# Wild Camping database problem



## Sonesta (May 10, 2005)

Hi, I am trying to access the wild camping database on MHF but for some reason it is just coming up with a blank square box with a tiny cross in the left hand top corner when I click on the map of Italy! I know it is probably something simple but I haven't got a clue how to solve this ............ can anyone help????

Thanks.

Sue


----------



## artona (Jan 19, 2006)

Hi Sue

It seems to be working here.
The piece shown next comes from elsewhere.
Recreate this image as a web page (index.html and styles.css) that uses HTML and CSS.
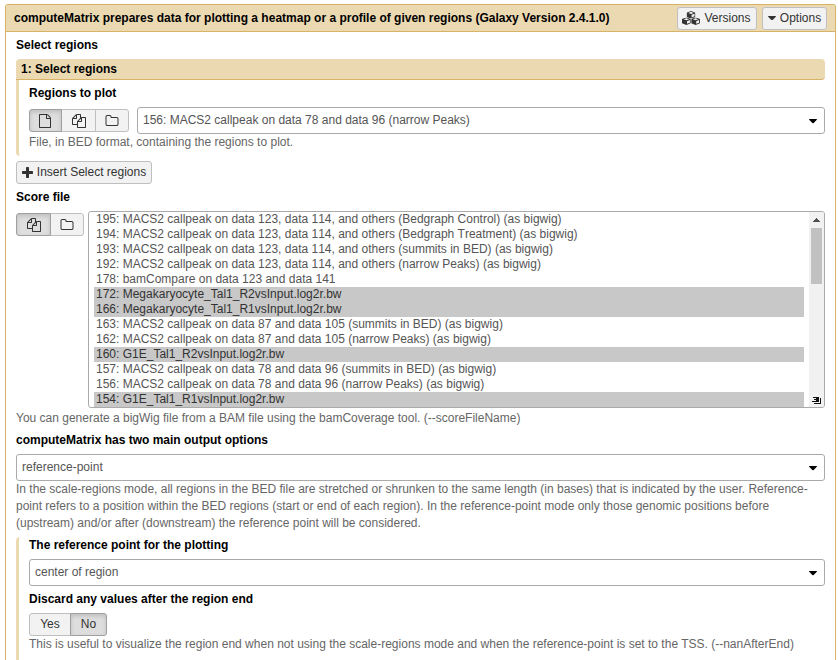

Can you try to enter it again and copy and paste the url onto this thread please


stew


----------



## Sonesta (May 10, 2005)

http://www.motorhomefacts.com/modules.php?name=Campsites&op=showitalymap

Sue


----------



## 94639 (May 1, 2005)

Works fine for me, brings up a map of Italy


----------



## Sonesta (May 10, 2005)

It brings up a map of Italy ok for me but when I actually click on the map it takes me to the blank box with a cross in it as I described. Must be a problem with my settings or something??????

Sue


----------



## artona (Jan 19, 2006)

Hi Sue

It could well be your settings but before we go down that route where exactly are you clicking on the Italian map


stew


----------



## bognormike (May 10, 2005)

just a thought, do you have Norton antivirus ad-blocker on? see my post recently
http://www.motorhomefacts.com/ftopic-33815-0-days0-orderasc-.html

it could be a related problem


----------



## margol (Mar 3, 2008)

*No wild camping in the wild camping database ?*

Do I miss something ? I get a nice map of Italy, I get a plenty of camp sites there, but... No one of them is wild. Since I own much more complete ACSI Camp Site Guide for Europe 2007, I am only interested in wild campsites. 
1. Where can I find them in Italy ?
2. Why this database is called wild camping ?
Thanks.


----------



## eddied (May 9, 2005)

Boun giorno, don't have my computer to hand so can't check the MHF full site, but I think you'll find that wild camping in Italy is actually making use of a 'sosta' which are similar to French 'aires' and German 'stellplatz'. Lots of info in MHF on where to find them.
saluti,
eddied


----------